Secrecy Rate Analysis of STAR-RIS in Presence of Energy Harvesting Eavesdroppers

TL;DR

This paper analyzes the secrecy rate and energy harvesting capabilities of a STAR-RIS wireless system with untrusted energy harvesting eavesdroppers, optimizing transmission and reflection coefficients to enhance security and energy efficiency.

Contribution

It introduces a novel optimization framework for maximizing secrecy rate in STAR-RIS systems with energy harvesting eavesdroppers, using advanced convex optimization techniques.

Findings

Secrecy rate increases with STAR-RIS size.

Optimized TARCs improve secrecy and energy harvesting trade-offs.

Numerical results demonstrate the effectiveness of the proposed optimization.

Abstract

This work peruses a simultaneous transmitting and reflecting reconfigurable intelligent surface (STAR-RIS) based wireless system wherein untrusted energy harvesting nodes wiretap the legitimate signal. The achievable secrecy rate and the harvested energy for multicast communication are computed as functions of STAR-RIS transmission and reflection coefficients (TARCs).
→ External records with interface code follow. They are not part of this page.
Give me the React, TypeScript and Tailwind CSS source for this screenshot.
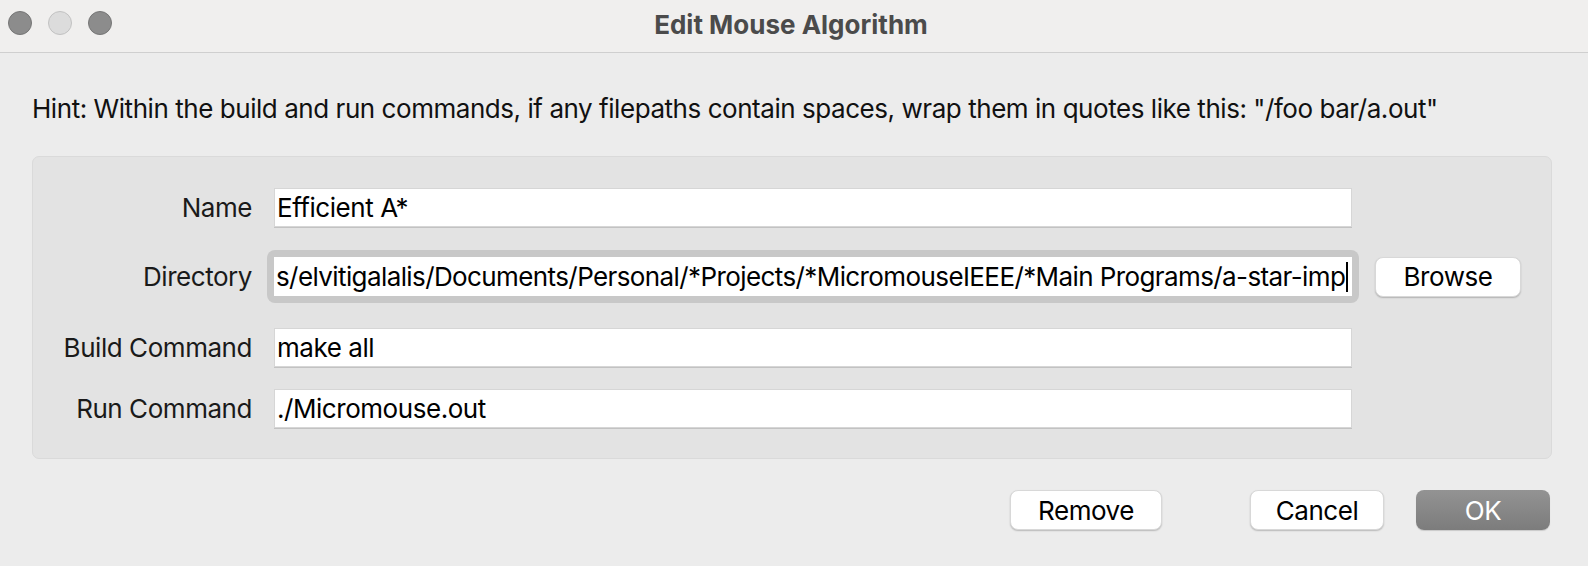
import React from "react";

const font = { fontFamily: "Inter, 'Noto Sans', sans-serif" };

function TrafficLights() {
  return (
    <div className="absolute left-[8px] top-[11px] flex gap-[16px]">
      <span className="size-[24px] rounded-full bg-[#8c8c8c] border border-[#767676]" />
      <span className="size-[24px] rounded-full bg-[#dcdcdc] border border-[#c2c2c2]" />
      <span className="size-[24px] rounded-full bg-[#8c8c8c] border border-[#767676]" />
    </div>
  );
}

function Field({ value }: { value: string }) {
  return (
    <div className="w-[1078px] h-[39px] bg-white border border-[#d6d6d6] shadow-[0_1px_0_#c2c2c2] flex items-center pl-[2px] text-[26px] tracking-[-0.45px] text-black whitespace-nowrap overflow-hidden">
      {value}
    </div>
  );
}

function Label({ children }: { children: React.ReactNode }) {
  return (
    <div className="w-[219px] text-right text-[26px] tracking-[-0.45px] text-[#1a1a1a] whitespace-nowrap">
      {children}
    </div>
  );
}

function Button({ children, primary, className }: { children: React.ReactNode; primary?: boolean; className?: string }) {
  return (
    <button
      className={`h-[40px] rounded-[8px] text-[26px] tracking-[-0.45px] flex items-center justify-center ${
        primary
          ? "bg-gradient-to-b from-[#939393] to-[#7c7c7c] text-white shadow-[0_1px_1px_rgba(0,0,0,0.15)]"
          : "bg-white text-black border border-[#d8d8d8] shadow-[0_1px_1.5px_rgba(0,0,0,0.22)]"
      } ${className ?? ""}`}
    >
      {children}
    </button>
  );
}

export default function App() {
  return (
    <div className="w-[1588px] h-[566px] bg-[#ececec] overflow-hidden" style={font}>
      <div className="relative h-[53px] bg-[#f0efee] border-b border-[#cfcfcf] flex items-center justify-center">
        <TrafficLights />
        <span className="text-[26px] font-bold text-[#4b4b4b] -ml-[6px] -mt-[4px]">Edit Mouse Algorithm</span>
      </div>

      <div className="px-[32px]">
        <p className="pt-[40px] text-[26px] tracking-[-0.45px] text-[#111] leading-[32px] whitespace-nowrap">
          Hint: Within the build and run commands, if any filepaths contain spaces, wrap them in quotes like this: "/foo bar/a.out"
        </p>

        <div className="mt-[31px] w-[1520px] h-[303px] bg-[#e3e3e3] border border-[#dadada] rounded-[7px] pt-[31px]">
          <div className="flex items-center gap-[22px]">
            <Label>Name</Label>
            <Field value="Efficient A*" />
          </div>

          <div className="mt-[23px] flex items-center">
            <Label>Directory</Label>
            <div className="ml-[15px] w-[1092px] h-[53px] rounded-[8px] bg-[#c8c8c8] p-[7px]">
              <div className="h-[39px] bg-white flex items-center pl-[2px] text-[26px] tracking-[-0.6px] text-black whitespace-nowrap overflow-hidden">
                <span>s/elvitigalalis/Documents/Personal/*Projects/*MicromouseIEEE/*Main Programs/a-star-imp</span>
                <span className="ml-[1px] w-[2px] h-[30px] bg-black shrink-0" />
              </div>
            </div>
            <Button className="ml-[16px] w-[146px]">Browse</Button>
          </div>

          <div className="mt-[25px] flex items-center gap-[22px]">
            <Label>Build Command</Label>
            <Field value="make all" />
          </div>

          <div className="mt-[22px] flex items-center gap-[22px]">
            <Label>Run Command</Label>
            <Field value="./Micromouse.out" />
          </div>
        </div>

        <div className="mt-[31px] flex">
          <Button className="ml-[978px] w-[152px]">Remove</Button>
          <Button className="ml-[88px] w-[134px]">Cancel</Button>
          <Button primary className="ml-[32px] w-[134px]">OK</Button>
        </div>
      </div>
    </div>
  );
}
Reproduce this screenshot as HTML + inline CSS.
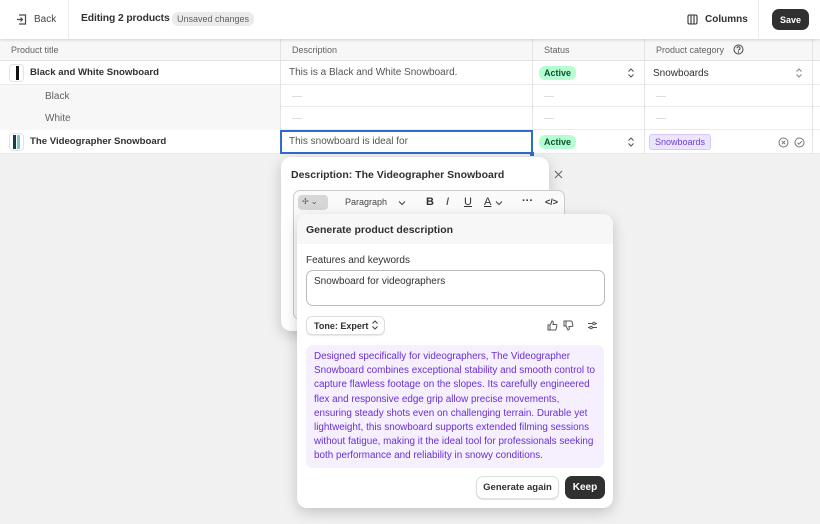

Thus, to maximize the secrecy rate while satisfying the minimum required harvested energies, the non-convex optimization problem is investigated. By using the Dinkelbach transformation and semi-definite relaxation technique, the optimization problem is transformed into a convex problem. Eventually, the numerical results are reported to specify the effects of the size of the STAR-RIS and optimizing its TARCs elements on magnifying the secrecy rate-energy harvesting region.